I love Ski : Quelles sont vos motivations ? Pourquoi vous levez-vous le matin ?

Dominique Létang : Pour la prévention. Le but de l’ANENA est de faire baisser le nombre d’accidents en montagne. Quand j’étais en gendarmerie de haute montagne, je faisais déjà beaucoup de prévention, à tel point que l’un de mes collègues m’avait dit : « la prévention tue le secours, si tu en fais trop, on n’aura plus de boulot » (j’espère que c’était une blague !). J’étais déjà très animé par rapport à la prévention. J’aime aussi animer ce groupe de l’Anena, partir sur de nouvelles pistes : c’est en quelque sorte se renouveler.

 

I Love Ski : Quel est votre plus bel accomplissement personnel ?

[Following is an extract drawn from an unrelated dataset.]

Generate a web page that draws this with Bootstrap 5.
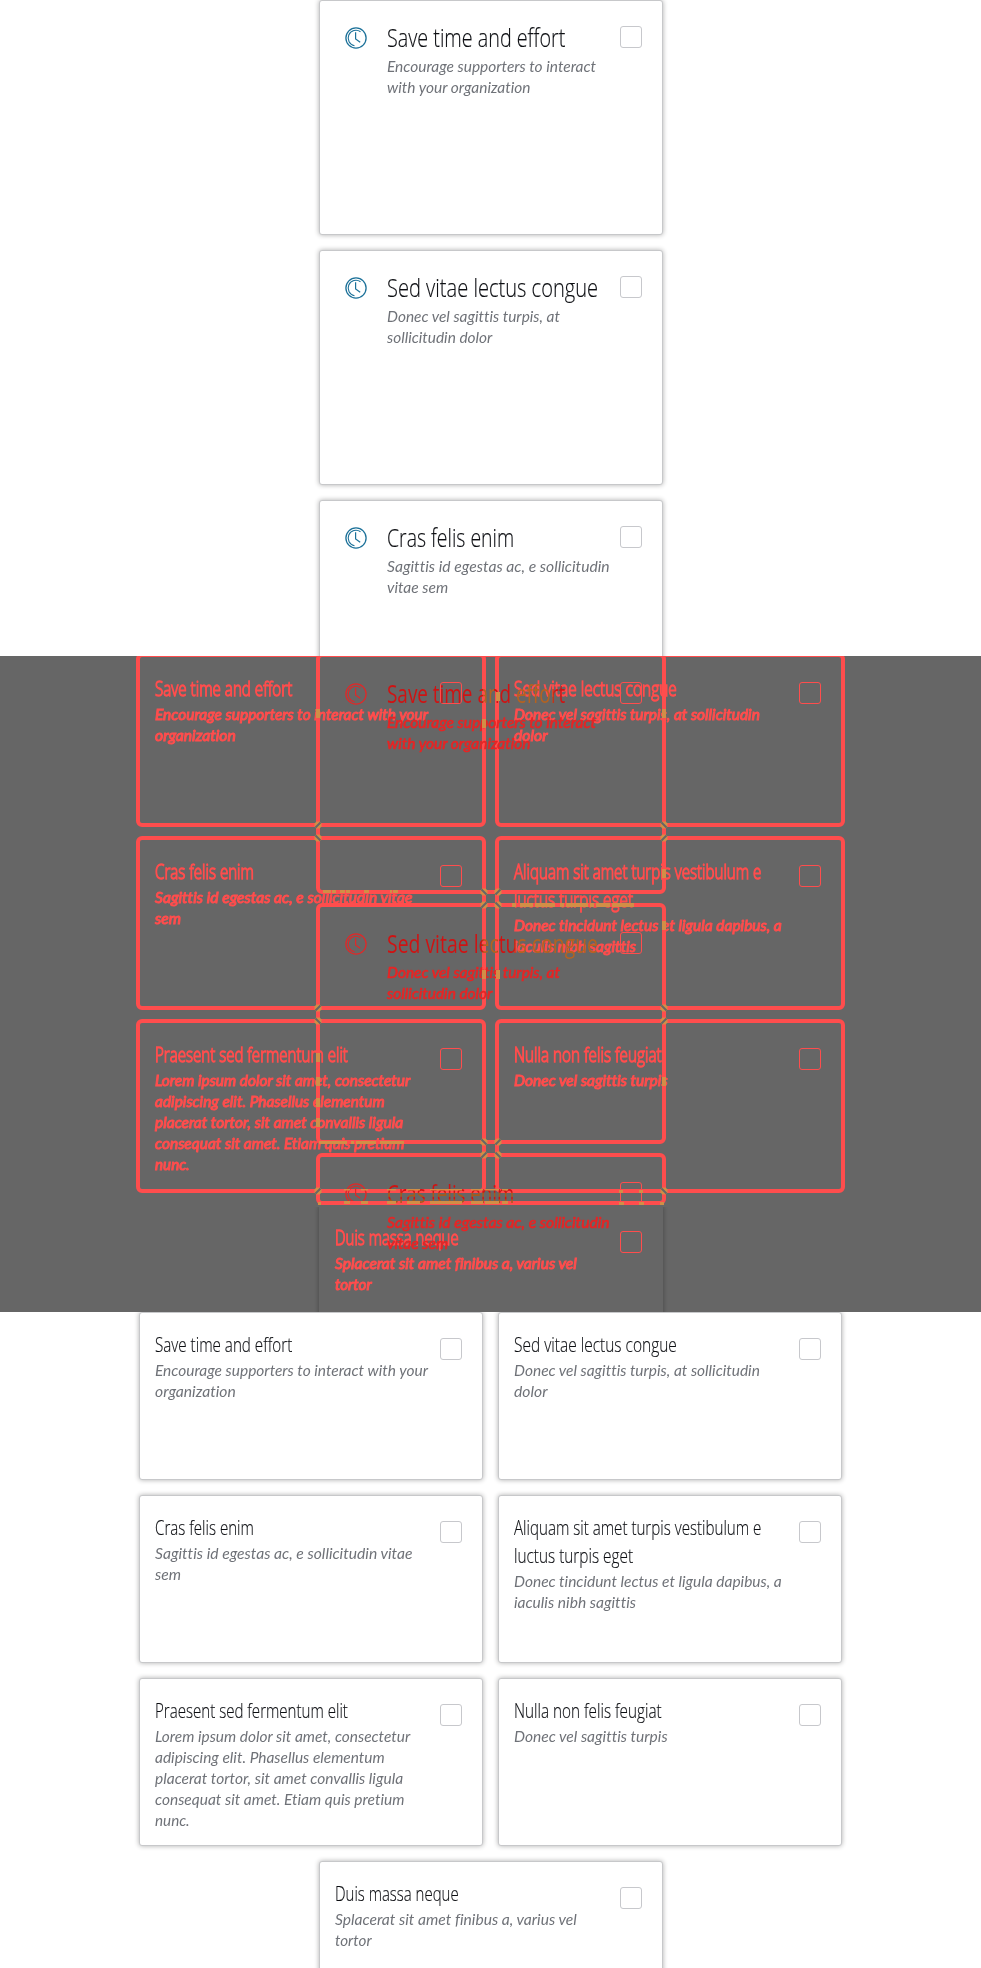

Dominique Létang : Mon plus bel accomplissement personnel a été l’obtention du titre de guide de haute montagne. Plus concrètement, la remise de cette médaille. C’était comme la concrétisation d’un rêve. Il faut être très bon techniquement, moralement, physiquement. Quand on vient du Lot comme moi, c’est une vraie fierté personnelle.

 

I Love Ski : Quel est votre plus bel accomplissement professionnel ?

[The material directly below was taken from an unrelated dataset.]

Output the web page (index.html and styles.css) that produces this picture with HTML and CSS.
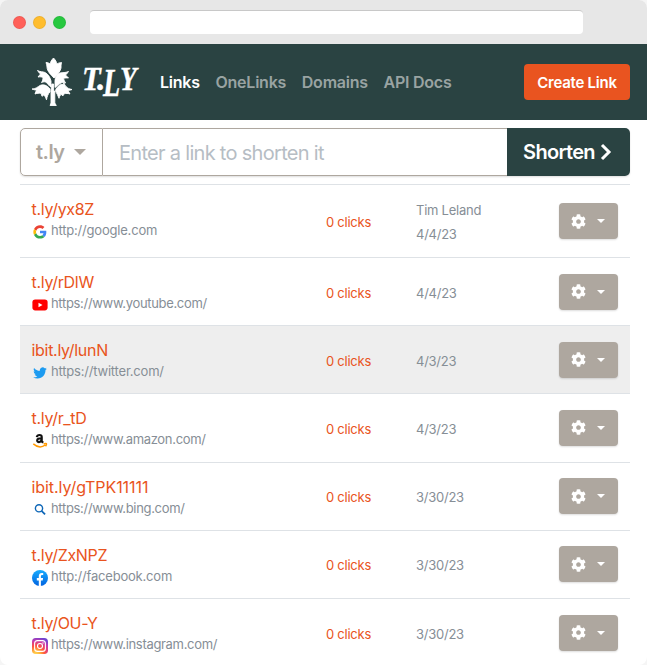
FILE: index.html
```html
<!DOCTYPE html>
<html lang="en">
<head>
<meta charset="utf-8">
<title>T.LY Links</title>
<link rel="stylesheet" href="styles.css">
</head>
<body>
<svg class="defs" aria-hidden="true">
  <symbol id="gear" viewBox="0 0 512 512"><path fill="currentColor" d="M487.4 315.7l-42.6-24.6c4.3-23.2 4.3-47 0-70.2l42.6-24.6c4.9-2.8 7.1-8.6 5.5-14-11.1-35.6-30-67.8-54.7-94.6-3.8-4.1-10-5.1-14.8-2.3L380.800 110c-17.900-15.400-38.500-27.300-60.800-35.100V25.800c0-5.600-3.900-10.500-9.400-11.700-36.700-8.200-74.300-7.800-109.200 0-5.500 1.200-9.400 6.100-9.400 11.700V75c-22.200 7.900-42.800 19.800-60.800 35.100L88.700 85.500c-4.900-2.800-11-1.900-14.800 2.300-24.700 26.700-43.600 58.900-54.700 94.600-1.700 5.400.6 11.200 5.500 14L67.300 221c-4.300 23.200-4.300 47 0 70.200l-42.600 24.600c-4.900 2.800-7.100 8.600-5.500 14 11.100 35.600 30 67.800 54.700 94.600 3.800 4.100 10 5.100 14.800 2.300l42.600-24.600c17.900 15.400 38.500 27.300 60.800 35.100v49.200c0 5.600 3.900 10.500 9.400 11.700 36.700 8.200 74.300 7.800 109.200 0 5.500-1.200 9.400-6.100 9.400-11.700v-49.200c22.200-7.900 42.800-19.800 60.800-35.100l42.600 24.600c4.900 2.800 11 1.900 14.800-2.300 24.700-26.700 43.600-58.900 54.700-94.600 1.500-5.500-.7-11.300-5.600-14.100zM256 336c-44.100 0-80-35.900-80-80s35.900-80 80-80 80 35.900 80 80-35.900 80-80 80z"/></symbol>
</svg>
<div class="window">
  <div class="chrome"><i class="dot red"></i><i class="dot yellow"></i><i class="dot green"></i><div class="address"></div></div>
  <header class="navbar">
    <svg class="tree" viewBox="0 0 42 50"><g fill="#fff" stroke="#fff" stroke-width=".9" stroke-linejoin="round">
      <path d="M22.500 1c2 2 3 4 3.500 6 1.500-1 3-1.500 4.500-1.500C30 7 30 9 30 11c-.5 3-3 6-7 10-3-3-7-7-7-11 0-1.500-.5-3-1-4.500 1.500 0 3 .5 4 1.500C19.500 5 20.500 3 22.500 1z"/>
      <path d="M20 24c-1-4-3-7-6-8.500-2-1-5-.5-7.500-2C8 15.500 8.500 16.500 9.500 17L7 20c2-.3 4-.2 5 .5 0 2-.5 3.500-1.500 5 2-1 4-1 5.500.5 1 1 2 3 4 4z"/>
      <path d="M24 24c0-4 2-7 5-8 3-.7 5 0 8.500-1.500C36 16.500 35.500 17.500 34.500 18l3 3c-2-.3-4 0-5 .5.5 1.500 1 3 2 4.500-2-.8-4-.5-5.500.5-2 1-3 3-5 4z"/>
      <path d="M19 32c-3-4-7-5-10-3.500-2 1-4 3.500-8 3.500 2 .8 3 1 4.500 1L4 37c2-.8 4-1 6-.7l1 3 2-1.500c1 1.500 2 3 2.500 5 .5-3 1.500-6 3.500-8z"/>
      <path d="M25 32c2-3 4-5 7-4.500L33 26c.5 1.500 1 2.500 2 3.500 1.500 1.500 3 2.500 6 3-2 .8-3 1-4 1l2 3.500c-2-.7-4-.7-6-.2l-1 2-2-1.500c-1 1.500-1.800 2.500-2 4-1-2.500-2-5-3.500-7z"/>
      <path d="M20.800 27h1.800v6l1.200 2v11l1.500 2.500h-6.200L20 46V34z"/></g>
    </svg>
    <span class="wordmark"><span class="tee">T</span><span class="period">.</span><span class="ell">L</span><span class="wye">Y</span></span>
    <nav><a class="active">Links</a><a>OneLinks</a><a>Domains</a><a>API Docs</a></nav>
    <button class="create"><span>Create Link</span></button>
  </header>
  <main>
    <div class="shortener">
      <button class="domain"><span>t.ly</span><i class="caret big"></i></button>
      <div class="field"><span>Enter a link to shorten it</span></div>
      <button class="shorten"><span>Shorten</span><svg viewBox="0 0 12 18"><path d="M2 2l7 7-7 7" fill="none" stroke="currentColor" stroke-width="3"/></svg></button>
    </div>
    <section class="links">
      <article class="row first">
        <div class="link"><a>t.ly/yx8Z</a><p><svg viewBox="0 0 48 48"><g transform="translate(4 4) scale(.83)"><path fill="#ea4335" d="M24 9.500c3.540 0 6.710 1.220 9.210 3.600l6.850-6.850C35.900 2.380 30.470 0 24 0 14.620 0 6.510 5.380 2.560 13.220l7.980 6.190C12.430 13.720 17.740 9.500 24 9.500z"/><path fill="#4285f4" d="M46.980 24.550c0-1.570-.15-3.090-.38-4.550H24v9.020h12.940c-.58 2.960-2.260 5.480-4.780 7.180l7.730 6c4.510-4.180 7.090-10.360 7.090-17.650z"/><path fill="#fbbc05" d="M10.530 28.590c-.48-1.450-.76-2.990-.76-4.590s.27-3.140.76-4.590l-7.980-6.190C.92 16.460 0 20.120 0 24s.92 7.540 2.560 10.780z"/><path fill="#34a853" d="M24 48c6.480 0 11.930-2.130 15.890-5.810l-7.730-6c-2.150 1.450-4.920 2.300-8.160 2.300-6.260 0-11.570-4.220-13.470-9.910l-7.980 6.190C6.510 42.620 14.620 48 24 48z"/></g></svg><span>http://google.com</span></p></div>
        <span class="clicks">0 clicks</span><div class="meta"><span>Tim Leland</span><span>4/4/23</span></div><button class="menu"><svg><use href="#gear"/></svg><i class="caret"></i></button>
      </article>
      <article class="row">
        <div class="link"><a>t.ly/rDlW</a><p class="www"><svg viewBox="0 0 16 16"><rect x=".4" y="2.600" width="15.200" height="10.800" rx="2.800" fill="#f00"/><path fill="#fff" d="M6.500 5.700v4.600l4-2.300z"/></svg><span>https://www.youtube.com/</span></p></div>
        <span class="clicks">0 clicks</span><div class="meta"><span>4/4/23</span></div><button class="menu"><svg><use href="#gear"/></svg><i class="caret"></i></button>
      </article>
      <article class="row hovered">
        <div class="link"><a>ibit.ly/lunN</a><p><svg viewBox="-2 -2 28 28"><path fill="#1d9bf0" d="M23.950 4.570a10 10 0 0 1-2.820.77 4.960 4.960 0 0 0 2.160-2.720c-.95.55-2 .95-3.130 1.180a4.920 4.920 0 0 0-8.380 4.480C7.690 8.090 4.070 6.130 1.640 3.160a4.820 4.820 0 0 0-.67 2.480c0 1.710.87 3.210 2.190 4.100a4.900 4.900 0 0 1-2.230-.62v.06a4.920 4.920 0 0 0 3.950 4.830 5 5 0 0 1-2.210.08 4.940 4.940 0 0 0 4.600 3.420A9.870 9.870 0 0 1 0 19.540a13.990 13.990 0 0 0 7.560 2.210c9.050 0 14-7.500 14-13.980 0-.21 0-.42-.02-.63a9.940 9.940 0 0 0 2.410-2.570z"/></svg><span>https://twitter.com/</span></p></div>
        <span class="clicks">0 clicks</span><div class="meta"><span>4/3/23</span></div><button class="menu"><svg><use href="#gear"/></svg><i class="caret"></i></button>
      </article>
      <article class="row">
        <div class="link"><a>t.ly/r_tD</a><p class="www"><svg viewBox="0 0 16 16"><path fill="none" stroke="#111" stroke-width="2.200" d="M4.800 4.100Q5.200 2 7.500 2T9.700 4.200v3.900l1.400 1.700M9.700 5.300C6.700 5.100 5.200 5.800 5.200 7.500c0 2.500 4.500 2.100 4.500-1.700"/><path fill="none" stroke="#f90" stroke-width="1.500" d="M1.300 10.900c4 3.500 8.700 3.600 12 1.100M11.500 10.900q3-.8 3 .1t-1 2.300"/></svg><span>https://www.amazon.com/</span></p></div>
        <span class="clicks">0 clicks</span><div class="meta"><span>4/3/23</span></div><button class="menu"><svg><use href="#gear"/></svg><i class="caret"></i></button>
      </article>
      <article class="row">
        <div class="link"><a class="wide">ibit.ly/gTPK11111</a><p class="www"><svg viewBox="0 0 16 16"><circle cx="7" cy="6.300" r="3.600" fill="none" stroke="#0d66b7" stroke-width="1.400"/><path stroke="#0d66b7" stroke-width="1.700" d="M9.500 8.800l3.600 3.600"/></svg><span>https://www.bing.com/</span></p></div>
        <span class="clicks">0 clicks</span><div class="meta"><span>3/30/23</span></div><button class="menu"><svg><use href="#gear"/></svg><i class="caret"></i></button>
      </article>
      <article class="row">
        <div class="link"><a>t.ly/ZxNPZ</a><p><svg viewBox="0 0 16 16"><defs><linearGradient id="fb" x2="0" y2="1"><stop stop-color="#18acfe"/><stop offset="1" stop-color="#0163e0"/></linearGradient></defs><circle cx="8" cy="8" r="8" fill="url(#fb)"/><path fill="#fff" d="M6.800 16v-5.500h-2V8h2V6.300c0-2.100 1.100-3.300 3.100-3.300.7 0 1.300.1 1.300.1v2h-1c-1 0-1.300.6-1.300 1.300V8h2.200l-.4 2.500H8.900V16z"/></svg><span>http://facebook.com</span></p></div>
        <span class="clicks">0 clicks</span><div class="meta"><span>3/30/23</span></div><button class="menu"><svg><use href="#gear"/></svg><i class="caret"></i></button>
      </article>
      <article class="row">
        <div class="link"><a>t.ly/OU-Y</a><p class="www"><svg viewBox="0 0 16 16"><defs><radialGradient id="ig" cx=".25" cy="1.050" r="1.100"><stop stop-color="#ffdd55"/><stop offset=".25" stop-color="#ffb13b"/><stop offset=".5" stop-color="#ff543e"/><stop offset=".8" stop-color="#c837ab"/><stop offset="1" stop-color="#7045d0"/></radialGradient></defs><rect width="16" height="16" rx="3.800" fill="url(#ig)"/><g fill="none" stroke="#fff" stroke-width="1.100"><rect x="2.600" y="2.600" width="10.800" height="10.800" rx="3"/><circle cx="8" cy="8" r="2.500"/></g><circle cx="11" cy="5" r=".7" fill="#fff"/></svg><span>https://www.instagram.com/</span></p></div>
        <span class="clicks">0 clicks</span><div class="meta"><span>3/30/23</span></div><button class="menu"><svg><use href="#gear"/></svg><i class="caret"></i></button>
      </article>
    </section>
  </main>
</div>
</body>
</html>
```
FILE: styles.css
```css
* { box-sizing: border-box; }
body { margin: 0; background: #f5f5f5; font-family: Inter, "Liberation Sans", sans-serif; }
button { border: 0; padding: 0; font: inherit; }
.defs { display: none; }
.window { height: 665px; overflow: hidden; border-radius: 8px; background: #fff; }
.chrome { height: 44px; display: flex; align-items: center; gap: 7px; padding-left: 13px; background: #e7e7e7; }
.dot { width: 13px; height: 13px; border-radius: 50%; border: 1px solid #0001; }
.red { background: #ff6059; }
.yellow { background: #ffbd2e; }
.green { background: #27c840; }
.address { width: 493px; height: 24px; margin-left: 17px; border-radius: 4px; background: #fff; border-top: 1px solid #c8c8c8; }
.navbar { height: 76px; display: flex; align-items: center; padding: 0 17px 0 31px; background: #2a4342; color: #fff; }
.tree { width: 42px; height: 50px; }
.wordmark { width: 57px; height: 38px; margin: -7px 0 0 9px; display: flex; font: italic bold 34px/38px "Liberation Serif", serif; -webkit-text-stroke: .4px #fff; }
.wordmark span { display: block; flex: none; transform-origin: left; }
.tee { width: 15px; transform: scaleX(.9); }
.period { width: 6px; }
.ell { width: 17px; padding-top: 4px; font-size: 39px; transform: scaleX(.72); }
.wye { width: 19px; transform: scaleX(.8); }
nav { display: flex; gap: 15.7px; margin-left: 21px; font-size: 16px; font-weight: 600; letter-spacing: -.23px; color: #99a3a2; white-space: nowrap; }
nav .active { color: #fff; }
.create { width: 106px; height: 36px; margin-left: auto; border-radius: 4px; background: #e95420; color: #fff; font-size: 15px; font-weight: 600; letter-spacing: -.25px; }
main { padding: 8px 17px 0 20px; }
.shortener { height: 48px; display: flex; margin-bottom: 8px; border-radius: 5px; box-shadow: 0 1px 2px #0002; }
.domain { width: 83px; display: flex; align-items: center; gap: 9px; padding-left: 15px; background: #fff; border: 1px solid #aea79f; border-radius: 5px 0 0 5px; color: #aea79f; font-size: 20px; font-weight: 600; letter-spacing: -.5px; }
.caret { width: 0; border: 4px solid transparent; border-top-color: currentColor; border-bottom: 0; }
.caret.big { border-width: 6px; border-bottom: 0; }
.field { flex: 1; display: flex; align-items: center; padding-left: 16px; border: solid #aea79f; border-width: 1px 0; color: #b6bdc4; font-size: 20px; letter-spacing: -.7px; padding-top: 2px; }
.shorten { width: 123px; display: flex; align-items: center; justify-content: center; gap: 5px; padding-right: 2px; border-radius: 0 5px 5px 0; background: #2a4342; color: #fff; font-size: 20px; font-weight: 600; letter-spacing: -.7px; }
.shorten svg { width: 12px; height: 18px; }
.row { height: 68.2px; display: grid; grid-template-columns: 295px 90px 143px 59px; align-items: center; padding: 0 11px; border-top: 1px solid #dee2e6; }
.row.first { height: 73px; }
.hovered { background: #eee; }
.link { align-self: start; padding-top: 12px; }
.link a { display: block; margin-left: .5px; font-size: 16px; line-height: 24px; color: #e95420; letter-spacing: -.3px; }
.link .wide { letter-spacing: -.07px; }
.link p { display: flex; align-items: center; gap: 3px; margin: 0 0 0 1px; height: 19px; color: #868e96; font-size: 13px; line-height: 19px; letter-spacing: -.2px; }
.link .www { letter-spacing: -.32px; }
.link p svg { width: 16px; height: 16px; margin-top: 3px; }
.clicks { padding-top: 2px; color: #e95420; font-size: 13px; letter-spacing: -.25px; }
.meta { display: grid; padding-top: 2px; color: #868e96; font-size: 13px; line-height: 24px; letter-spacing: -.25px; }
.menu { width: 59px; height: 36px; display: flex; align-items: center; justify-content: center; gap: 11px; padding-right: 2px; border-radius: 4px; background: #aea79f; color: #fff; box-shadow: 0 1px 2px #0002; }
.menu svg { width: 15px; height: 15px; }
```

Dominique Létang : Mon plus bel accomplissement professionnel a été de franchir un cap au bon moment. Je crois que ce n’est pas le fruit du hasard si on m’a proposé ce poste à l’Anena. C’était plutôt simple que de rester en Gendarmerie, j’aurais continué de prendre du galon, je serai encore en activité, mais cela n’avait plus de sens. Intellectuellement, je voulais voir autre chose et je ne regrette pas. J’apprends tous les jours, je découvre des choses. Je n’ai jamais autant voyagé partout dans le monde.

 

I Love Ski : Où vous voyez-vous dans les 5 prochaines années ?

Dominique Létang : Je crois que je saurai aussi m’arrêter quand il le faudra. Je vais encore me donner quelques années avant la retraite. J’ai envie d’une retraite paisible, retrouver le calme de mon département chéri, dont la nature est restée la même, authentique. Retourner à la nature, oui, mais avec un pied-à-terre en montagne, dans les Pyrénées ou dans les Alpes. Je me vois bien retourner aux sources avec ma compagne, qui elle aussi, est du même village que moi.